_Given exercise_
Among the lines below, count those with "React". Give the total alone.

(Lines of data)
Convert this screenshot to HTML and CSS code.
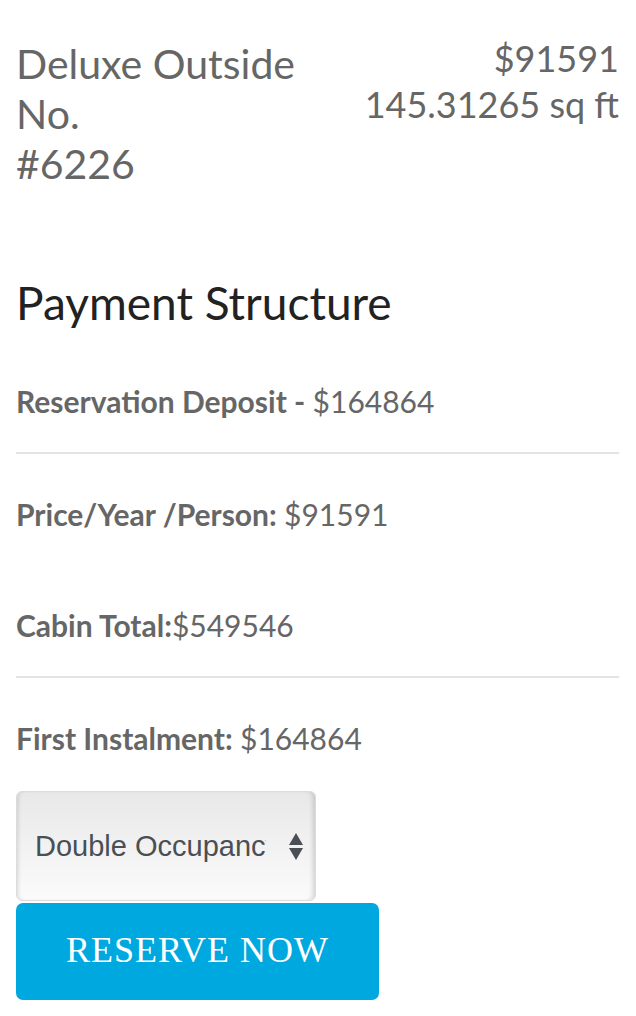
FILE: index.html
```html
<!DOCTYPE html>
<html>
<head>
<meta charset="utf-8">
<link rel="stylesheet" href="styles.css">
</head>
<body>
<div class="page">
  <div class="cabin-head">
    <div class="cabin-name">Deluxe Outside No.<br>#6226</div>
    <div class="cabin-meta">
      <div>$91591</div>
      <div>145.31265 sq ft</div>
    </div>
  </div>
  <h2 class="pay-title">Payment Structure</h2>
  <div class="pay-list">
    <div class="pay-row sep"><b>Reservation Deposit - </b>$164864</div>
    <div class="pay-row"><b>Price/Year /Person: </b>$91591</div>
    <div class="pay-row sep"><b>Cabin Total:</b>$549546</div>
    <div class="pay-row last"><b>First Instalment: </b>$164864</div>
  </div>
  <div class="select">
    <span class="select-text">Double Occupancy</span>
    <svg class="select-arrows" width="14" height="27" viewBox="0 0 14 27"><path d="M7 0 L14 12 L0 12 Z M0 15 L14 15 L7 27 Z" fill="#4a4f55"/></svg>
  </div>
  <button class="reserve">RESERVE NOW</button>
</div>
</body>
</html>
```
FILE: styles.css
```css
html, body {
  margin: 0;
  padding: 0;
  background: #fff;
}
.page {
  padding: 0 17px 0 16px;
  font-family: "Lato", "Open Sans", sans-serif;
  color: #666;
}
.cabin-head {
  display: flex;
  justify-content: space-between;
  align-items: flex-start;
  padding-top: 35px;
}
.cabin-name {
  margin-top: 4px;
  font-size: 41px;
  line-height: 50px;
  width: 290px;
}
.cabin-meta {
  font-size: 36px;
  line-height: 46px;
  text-align: right;
  white-space: nowrap;
}
.pay-title {
  margin: 86px 0 0;
  font-weight: 400;
  font-size: 46px;
  line-height: 56px;
  color: #222;
}
.pay-list {
  margin-top: 10px;
  font-size: 30px;
  line-height: 36px;
}
.pay-row {
  padding: 42px 0 33px;
}
.pay-row.sep {
  border-bottom: 2px solid #e3e3e3;
}
.pay-row.last {
  padding-bottom: 0;
}
.pay-row b {
  font-weight: 700;
}
.select {
  margin-top: 35px;
  width: 300px;
  height: 110px;
  box-sizing: border-box;
  border: 1px solid #dcdcdc;
  border-radius: 6px;
  background: linear-gradient(#e8e8e8, #fbfbfb);
  box-shadow: inset 4px 0 4px -3px rgba(0,0,0,0.14), inset -5px 0 5px -3px rgba(0,0,0,0.16);
  display: flex;
  align-items: center;
  padding: 0 12px 0 18px;
  font-family: "Liberation Sans", Arial, sans-serif;
  font-size: 29px;
  color: #4a4f55;
}
.select-text {
  width: 231px;
  overflow: hidden;
  white-space: nowrap;
}
.select-arrows {
  margin-left: auto;
}
.reserve {
  display: block;
  margin-top: 2px;
  width: 363px;
  height: 97px;
  border: 0;
  border-radius: 7px;
  background: #00a8e0;
  color: #fff;
  font-family: "Liberation Serif", "Times New Roman", serif;
  font-size: 36px;
  letter-spacing: 1px;
  padding: 0 0 3px;
}
```
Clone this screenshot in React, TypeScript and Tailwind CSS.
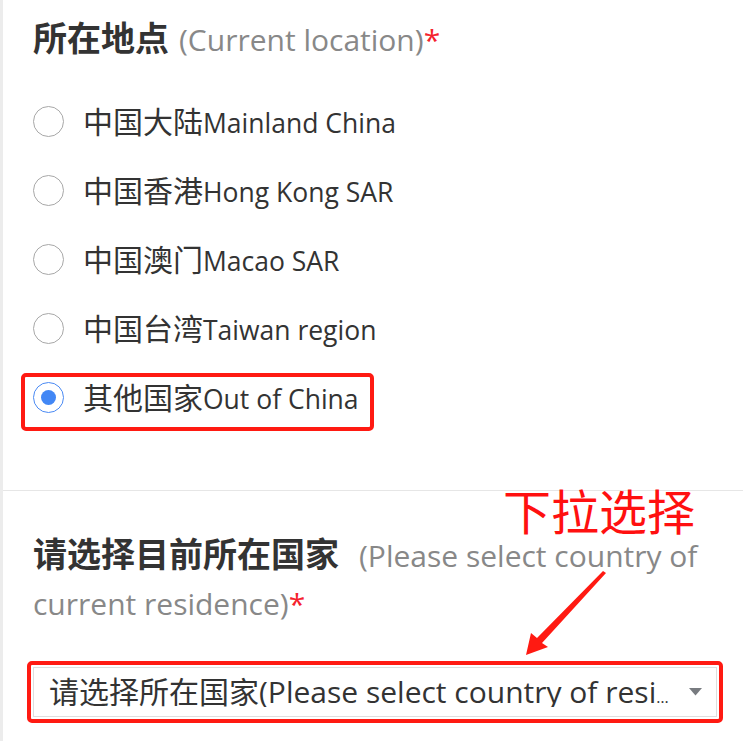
import React from 'react';

const FONT = "font-['Open_Sans','Noto_Sans_CJK_SC',sans-serif]";

const OPTIONS = [
  { zh: '中国大陆', en: 'Mainland China' },
  { zh: '中国香港', en: 'Hong Kong SAR' },
  { zh: '中国澳门', en: 'Macao SAR' },
  { zh: '中国台湾', en: 'Taiwan region' },
  { zh: '其他国家', en: 'Out of China' },
];

const Radio = ({ checked }: { checked: boolean }) => (
  <div
    className={`w-[31px] h-[31px] rounded-full border flex items-center justify-center shrink-0 ${
      checked ? 'border-[#4a8af4]' : 'border-[#a8a8a8]'
    }`}
  >
    {checked && <div className="w-[15px] h-[15px] rounded-full bg-[#4287f5]" />}
  </div>
);

const OptionRow = ({ zh, en, checked }: { zh: string; en: string; checked: boolean }) => (
  <div className="relative h-[69px] flex items-center gap-[19px]">
    <Radio checked={checked} />
    <span className="text-[#333] leading-none whitespace-nowrap">
      <span className="text-[30px]">{zh}</span>
      <span className="text-[26.5px]">{en}</span>
    </span>
    {checked && (
      <div className="absolute -left-[12px] top-[10px] w-[353px] h-[58px] border-4 border-[#ff1a12] rounded-[5px] pointer-events-none" />
    )}
  </div>
);

export default function App() {
  return (
    <div className={`relative flex w-full min-h-[741px] bg-white overflow-hidden ${FONT}`}>
      <div className="w-[3px] shrink-0 bg-[#ececec]" />
      <div className="flex-1 min-w-0">
        {/* current location */}
        <div className="pl-[30px] pr-[26px] pt-[15px]">
          <h2 className="text-[34px] leading-[46px] text-[#333]">
            <span className="font-bold">所在地点</span>
            <span className="text-[30px] text-[#888] ml-[10px]">(Current location)</span>
            <span className="text-[30px] text-[#f5222d]">*</span>
          </h2>
          <div className="mt-[24px]">
            {OPTIONS.map((o, i) => (
              <OptionRow key={i} zh={o.zh} en={o.en} checked={i === OPTIONS.length - 1} />
            ))}
          </div>
        </div>

        <div className="mt-[58px] h-px bg-[#e6e6e6]" />

        {/* country select */}
        <div className="pl-[30px] pr-[26px] pt-[40px]">
          <h2 className="text-[34px] leading-[46px] text-[#333]">
            <span className="font-bold">请选择目前所在国家</span>
            <span className="text-[30px] text-[#888] ml-[20px]">(Please select country of current residence)</span>
            <span className="text-[30px] text-[#f5222d]">*</span>
          </h2>
          <div className="relative mt-[40px]">
            <div className="h-[50px] border border-[#dedede] flex items-center pl-[15px] pr-[14px] gap-[10px]">
              <span className="flex-1 min-w-0 truncate text-[#333] leading-none">
                <span className="text-[30px]">请选择所在国家</span>
                <span className="text-[30px]">(Please select country of residence)</span>
              </span>
              <svg width="13" height="8" viewBox="0 0 13 8" className="shrink-0">
                <polygon points="0,0 13,0 6.5,7.5" fill="#787b80" />
              </svg>
            </div>
            <div className="absolute -inset-[6px] border-4 border-[#ff1a12] rounded-[5px] pointer-events-none" />
          </div>
        </div>
      </div>

      {/* annotation */}
      <div className="absolute left-[503px] top-[482px] text-[48px] leading-[60px] text-[#ff1010] pointer-events-none">
        下拉选择
      </div>
      <svg className="absolute inset-0 pointer-events-none" width="743" height="741" viewBox="0 0 743 741">
        <polygon
          points="526,655 531,633 537,638 603,571 606,573 542,643 548,647"
          fill="#ff1a12"
        />
      </svg>
    </div>
  );
}
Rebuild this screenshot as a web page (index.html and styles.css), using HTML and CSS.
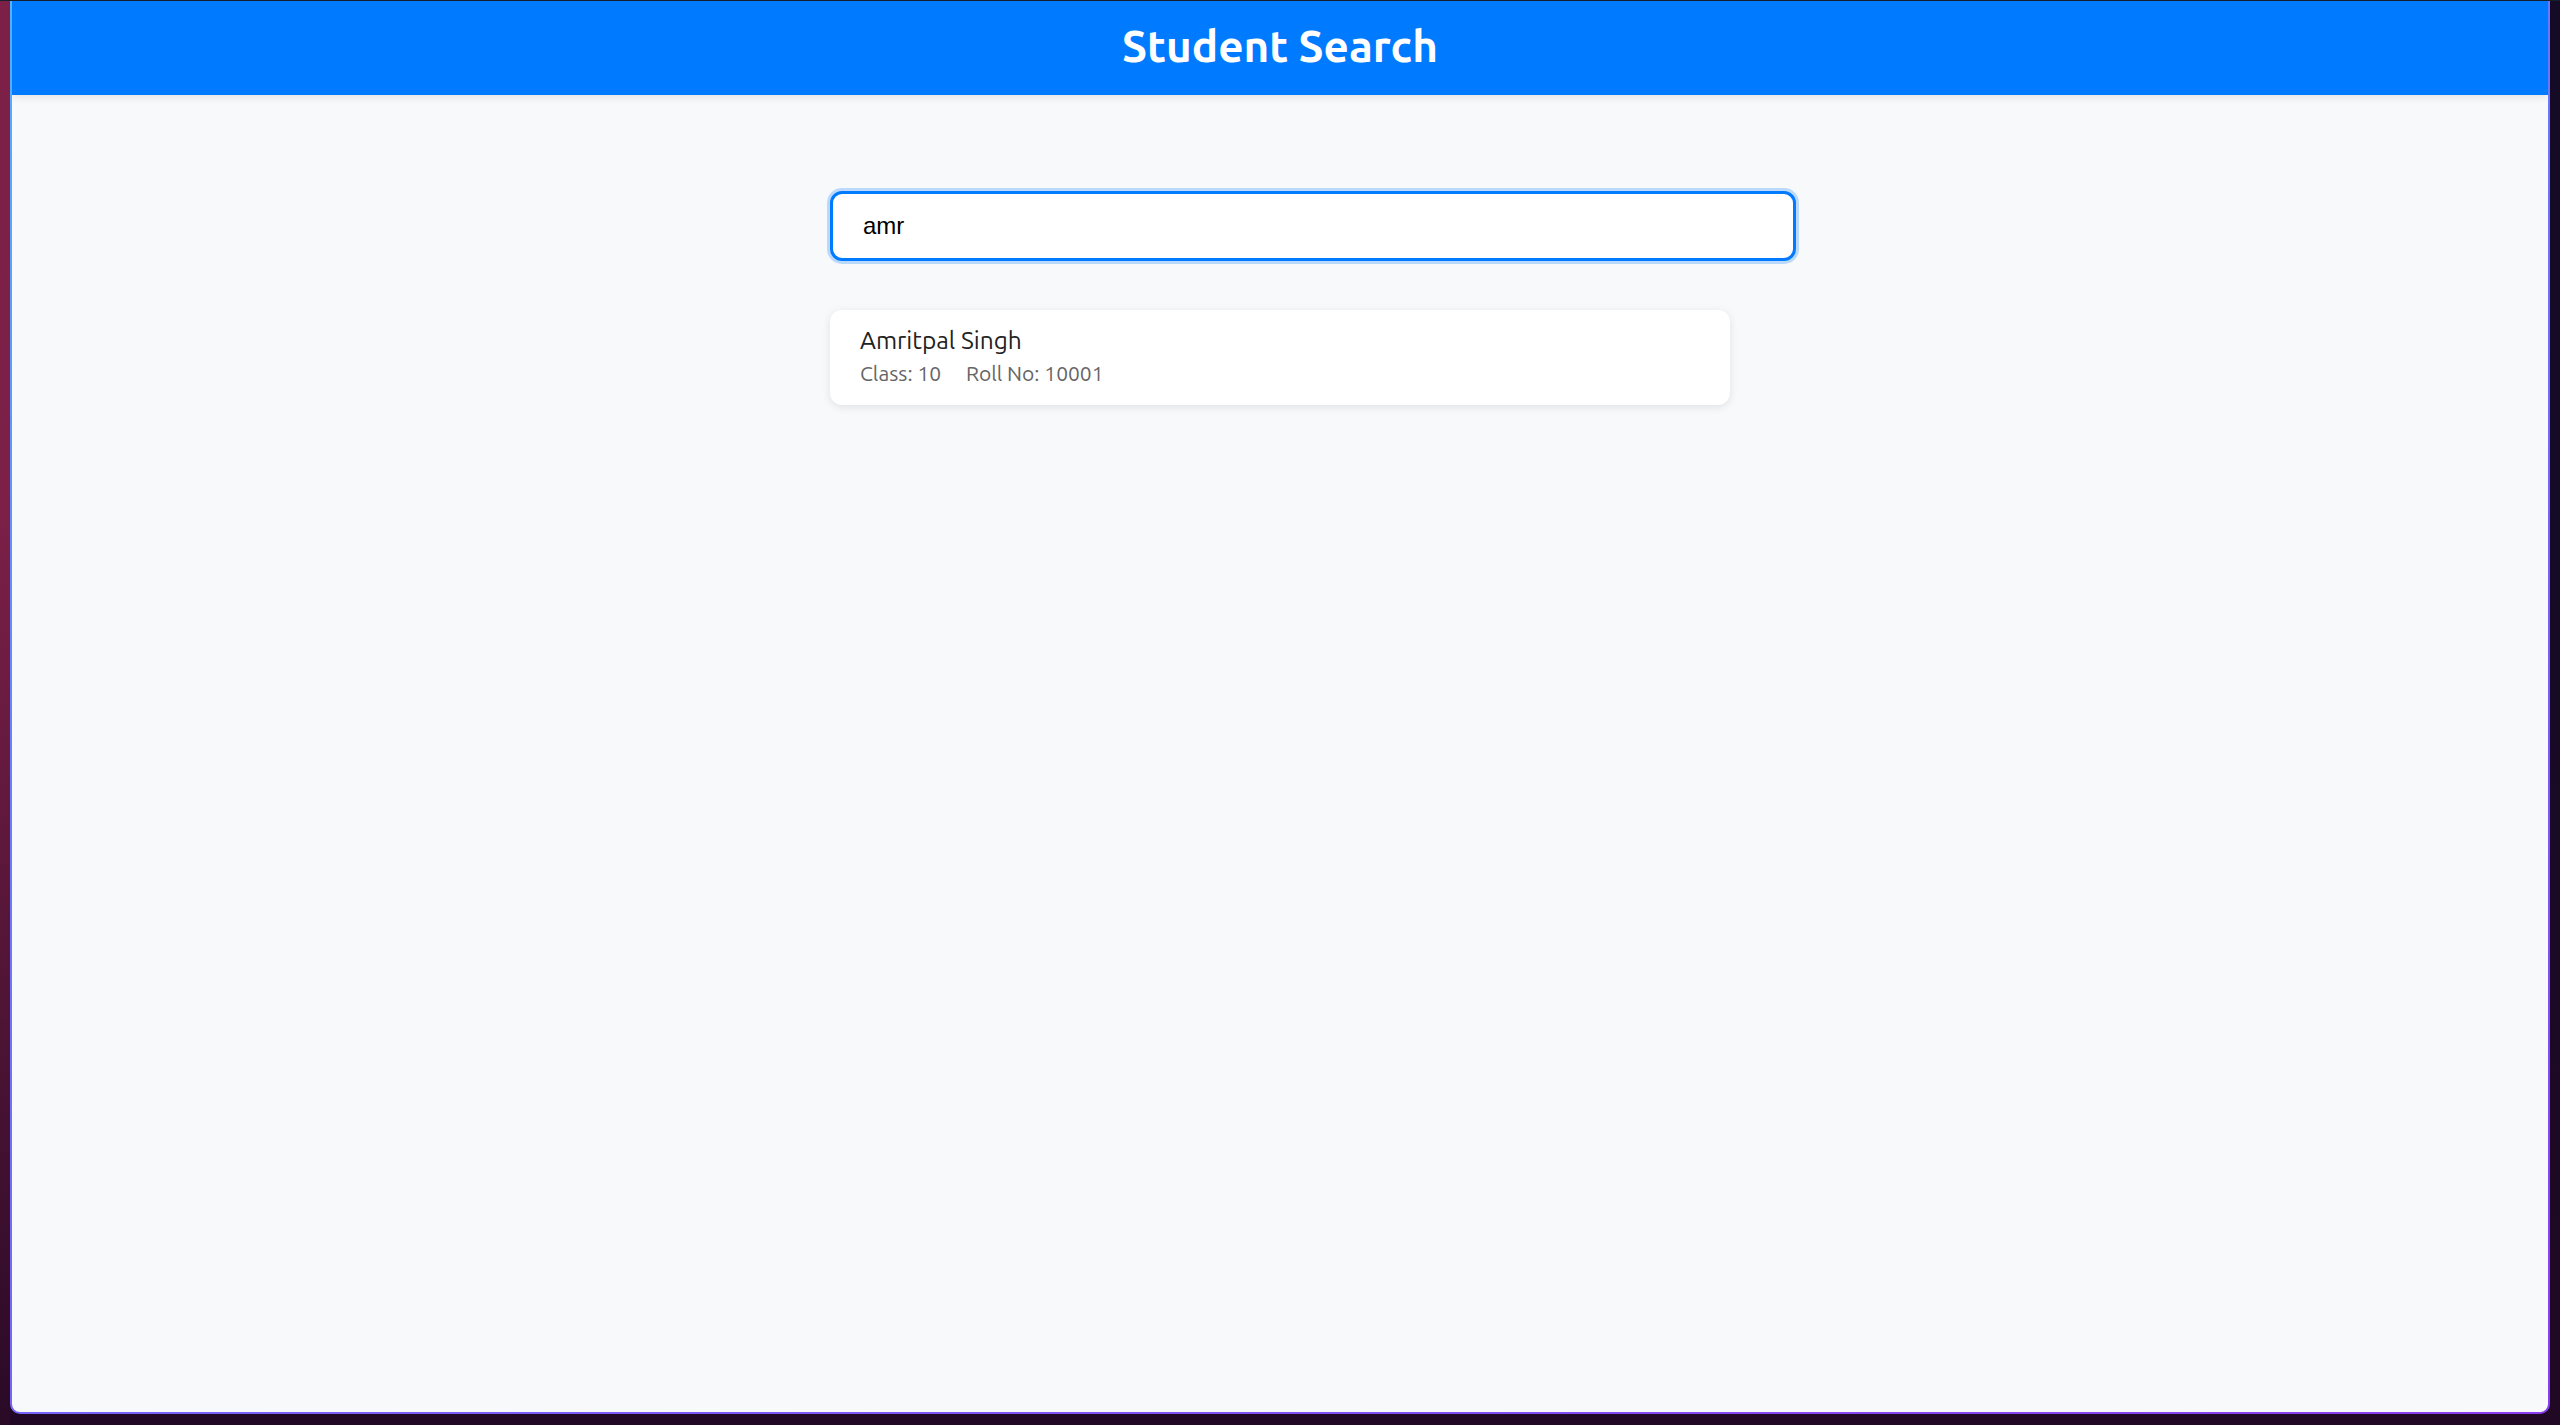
FILE: index.html
```html
<!DOCTYPE html>
<html lang="en">
<head>
<meta charset="utf-8">
<title>Student Search</title>
<link rel="stylesheet" href="styles.css">
</head>
<body>
<div class="window">
  <div class="app">
    <header class="app-header">
      <h1 class="app-title">Student Search</h1>
    </header>
    <main class="container">
      <input class="search-input" type="text" value="amr">
      <div class="results">
        <div class="student-card">
          <div class="student-name">Amritpal Singh</div>
          <div class="student-details">
            <span class="detail">Class: 10</span>
            <span class="detail">Roll No: 10001</span>
          </div>
        </div>
      </div>
    </main>
  </div>
</div>
</body>
</html>
```

FILE: styles.css
```css
html, body {
  height: 100%;
}
body {
  margin: 0;
  box-sizing: border-box;
  padding: 1px 10px 11px 10px;
  background:
    linear-gradient(180deg, rgba(20, 6, 28, 0) 0%, rgba(20, 6, 28, 0) 35%, rgba(34, 8, 36, 0.92) 100%),
    linear-gradient(90deg, #7d2048 0, #7d2048 10px, #150b26 10px, #150b26 100%);
  font-family: "Ubuntu", "Noto Sans", sans-serif;
}
.window {
  height: 100%;
  box-sizing: border-box;
  padding: 0 2px 2px 2px;
  border-radius: 0 0 10px 10px;
  background: linear-gradient(160deg, #4fb4ff 0%, #6a7dff 35%, #8a3cf0 100%);
  position: relative;
}
.window::before {
  content: "";
  position: absolute;
  left: -10px;
  right: -10px;
  top: -1px;
  height: 1px;
  background: #161d2b;
}
.app {
  height: 100%;
  background: #f8f9fa;
  border-radius: 0 0 8px 8px;
  overflow: hidden;
}
.app-header {
  height: 94px;
  background: #007bff;
  display: flex;
  align-items: center;
  justify-content: center;
  box-shadow: 0 2px 8px rgba(0, 0, 0, 0.1);
  position: relative;
}
.app-title {
  margin: 0 0 3px 0;
  color: #fff;
  font-size: 44px;
  font-weight: 700;
  line-height: 1.2;
}
.container {
  width: 900px;
  margin: 96px auto 0 auto;
}
.search-input {
  display: block;
  box-sizing: content-box;
  width: 100%;
  margin: 0 0 49px 0;
  padding: 18px 30px;
  border: 3px solid #007bff;
  border-radius: 12px;
  background: #fff;
  box-shadow: 0 0 0 3px rgba(0, 123, 255, 0.25);
  outline: none;
  font-family: "Liberation Sans", Arial, sans-serif;
  font-size: 24px;
  color: #000;
}
.student-card {
  background: #fff;
  border-radius: 12px;
  box-shadow: 0 2px 9px rgba(0, 0, 0, 0.1);
  padding: 16px 30px 18px 30px;
}
.student-name {
  font-size: 24.5px;
  color: #222;
  line-height: 1.2;
  margin-bottom: 6px;
}
.student-details {
  font-size: 21px;
  color: #666;
  line-height: 1.2;
}
.detail {
  margin-right: 20px;
}
```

_Task response_
2